The L.A. Opera production designed by Dirk Hofacker has its share of special effects not unlike last weekend’s other wizardry work, the latest installment of the Harry Potter franchise. 3-D is much the film vogue nowadays, but by George, Hofacker’s set in this three-act show really is three-dimensional! Hofacker’s bombed out church -- most of the action takes place within or outside of it -- is one of the best sets I’ve ever seen grace the stage of the Dorothy Chandler. And not only is the set solid, but it actually moves, in real time. Take that, Avatar!

Without trying to be insulting, some of the oversized performers also give IMAX a run for its money. Unlike its younger sibling, the cinema, opera cares more about singing ability than it does about the looks of its stars, some of whom wouldn’t exactly be playing romantic leads on the silver screen -- if you catch my drift. The lighting by Mark McCullough, plus the changing skies, with clouds, stars, et al, are likewise glorious. It is not an overstatement to say that L.A. Opera’s sets can be true co-stars, like in Lohengrin.

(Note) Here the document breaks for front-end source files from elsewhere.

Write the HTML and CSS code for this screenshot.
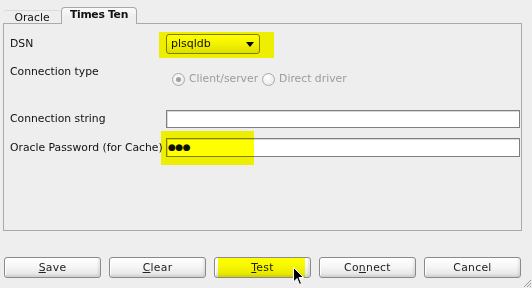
FILE: index.html
```html
<!DOCTYPE html>
<html lang="en">
<head>
    <meta charset="UTF-8">
    <title>Times Ten Connection</title>
    <link rel="stylesheet" href="styles.css">
</head>
<body>
    <div class="dialog">
        <div class="tabs">
            <div class="tab">Oracle</div>
            <div class="tab tab-active">Times Ten</div>
        </div>
        <div class="panel">
            <div class="row row-dsn">
                <span class="label">DSN</span>
                <div class="field-cell">
                    <div class="select">
                        <span>plsqldb</span>
                        <span class="arrow"></span>
                        <span class="mark mark-dsn"></span>
                    </div>
                </div>
            </div>
            <div class="row row-type">
                <span class="label">Connection type</span>
                <div class="radios">
                    <span class="radio radio-on"></span><span class="radio-text">Client/server</span>
                    <span class="radio"></span><span class="radio-text">Direct driver</span>
                </div>
            </div>
            <div class="row row-conn">
                <span class="label">Connection string</span>
                <div class="field"></div>
            </div>
            <div class="row row-pass">
                <span class="label">Oracle Password (for Cache)</span>
                <div class="field field-pass">
                    <span class="dots">&#9679;&#9679;&#9679;</span>
                    <span class="mark mark-pass"></span>
                </div>
            </div>
        </div>
        <div class="buttons">
            <button class="button"><u>S</u>ave</button>
            <button class="button"><u>C</u>lear</button>
            <button class="button button-test">
                <u>T</u>est
                <span class="mark mark-test"></span>
                <svg class="pointer" width="12" height="20" viewBox="0 0 12 20">
                    <path d="M0.5 0.5 L0.5 15 L4 11.5 L6.5 17.5 L8.5 16.5 L6 10.5 L10.5 10.5 Z" fill="#000" stroke="#fff" stroke-width="1"/>
                </svg>
            </button>
            <button class="button">Co<u>n</u>nect</button>
            <button class="button">Cancel</button>
        </div>
        <svg class="grip" width="9" height="9" viewBox="0 0 9 9">
            <path d="M8 1 L1 8 M8 4 L4 8 M8 7 L7 8" stroke="#9a9a9a" stroke-width="1"/>
        </svg>
    </div>
</body>
</html>
```

FILE: styles.css
```css
body {
    margin: 0;
    background: #eeeeee;
    font-family: 'DejaVu Sans', sans-serif;
    font-size: 10.8px;
    color: #111;
}
.dialog {
    position: relative;
    width: 532px;
    height: 288px;
    overflow: hidden;
}
.tabs {
    display: flex;
    align-items: flex-end;
    height: 24px;
    margin-left: 3px;
    margin-bottom: -1px;
    position: relative;
    z-index: 1;
}
.tab {
    box-sizing: border-box;
    width: 58px;
    height: 14px;
    line-height: 13px;
    text-align: center;
    border-top: 1px solid #dadada;
    border-radius: 3px 3px 0 0;
}
.tab-active {
    width: 76px;
    height: 17px;
    line-height: 14px;
    font-weight: bold;
    letter-spacing: -0.3px;
    background: linear-gradient(#fafafa, #eeeeee 60%);
    border: 1px solid #a8a8a8;
    border-bottom: none;
    border-radius: 4px 4px 0 0;
}
.panel {
    box-sizing: border-box;
    width: 519px;
    height: 208px;
    margin-left: 3px;
    padding: 10px 1px 0 0;
    border: 1px solid #aaaaaa;
}
.row {
    display: grid;
    grid-template-columns: 162px 1fr;
    align-items: center;
}
.label {
    padding-left: 6px;
    line-height: 14px;
    white-space: nowrap;
}
.row-dsn {
    height: 20px;
}
.row-type {
    height: 21px;
    margin-top: 11px;
    align-items: start;
}
.row-conn {
    height: 18px;
    margin-top: 24px;
}
.row-pass {
    height: 19px;
    margin-top: 10px;
}
.select {
    position: relative;
    box-sizing: border-box;
    width: 94px;
    height: 20px;
    padding-left: 4px;
    line-height: 18px;
    font-size: 11px;
    border: 1px solid #7c7c7c;
    border-radius: 3px;
    background: linear-gradient(#ffffff, #f2f2f2 50%, #dedede);
}
.arrow {
    position: absolute;
    right: 5px;
    top: 7px;
    border-left: 4px solid transparent;
    border-right: 4px solid transparent;
    border-top: 5px solid #000;
}
.radios {
    display: flex;
    align-items: center;
    align-self: end;
    color: #9c9c9c;
    line-height: 14px;
    padding-left: 6px;
}
.radio {
    box-sizing: border-box;
    width: 13px;
    height: 13px;
    margin-right: 4px;
    border: 1px solid #a9a9a9;
    border-radius: 50%;
    background: radial-gradient(circle at 40% 35%, #ffffff, #e4e4e4);
    position: relative;
}
.radio-on::after {
    content: "";
    position: absolute;
    left: 3px;
    top: 3px;
    width: 5px;
    height: 5px;
    border-radius: 50%;
    background: #a0a0a0;
}
.radio-text {
    margin-right: 4px;
}
.field {
    position: relative;
    box-sizing: border-box;
    height: 18px;
    background: #fff;
    border: 1px solid #808080;
    box-shadow: inset 1px 1px 0 #d8d8d8;
}
.field-pass {
    height: 19px;
}
.dots {
    display: block;
    padding-left: 1px;
    font-size: 9px;
    line-height: 17px;
    letter-spacing: -0.5px;
}
.mark {
    position: absolute;
    background: #ffff00;
    mix-blend-mode: multiply;
    pointer-events: none;
}
.mark-dsn {
    left: -8px;
    right: -15px;
    top: -3px;
    bottom: -5px;
}
.mark-pass {
    left: -6px;
    top: -8px;
    width: 93px;
    height: 34px;
}
.buttons {
    display: flex;
    gap: 8px;
    margin-top: 26px;
    padding-left: 4px;
}
.button {
    position: relative;
    box-sizing: border-box;
    width: 97px;
    height: 21px;
    padding: 0;
    font-family: 'DejaVu Sans', sans-serif;
    font-size: 10.8px;
    letter-spacing: 0.3px;
    color: #222;
    border: 1px solid #8a8a8a;
    border-radius: 3px;
    background: linear-gradient(#ffffff, #f6f6f6 45%, #e2e2e2);
    box-shadow: inset -2px -2px 2px rgba(0, 0, 0, 0.08), inset 1px 1px 0 #fff;
}
.mark-test {
    left: 3px;
    right: 5px;
    top: 0;
    bottom: 0;
}
.pointer {
    position: absolute;
    left: 78px;
    top: 9px;
}
.grip {
    position: absolute;
    right: 0;
    bottom: 0;
}
```
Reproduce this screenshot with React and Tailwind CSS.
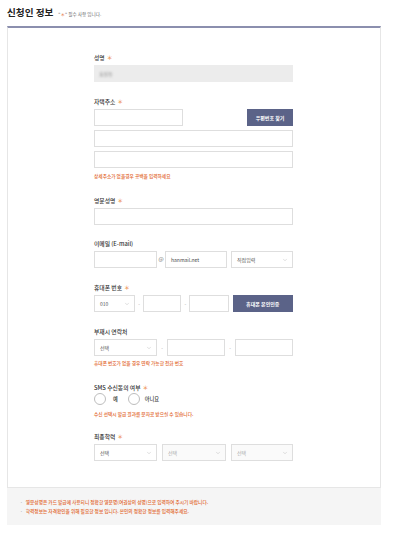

James Conlon ably conducts the orchestra. Surprisingly, the best piece of music Wagner composed for Lohengrin is the sonorous, stirring, brassy Prelude to Act III, which, for my money rivals "The Ride of the Valkyries" and "Siegfried’s Funeral March" from Gotterdammerung (both in The Ring Cycle) as Wagner’s single greatest piece of music.

Nevertheless, there is enough to delight the eye and ear in Lohengrin to make even the troubled Lindsay Lohan grin.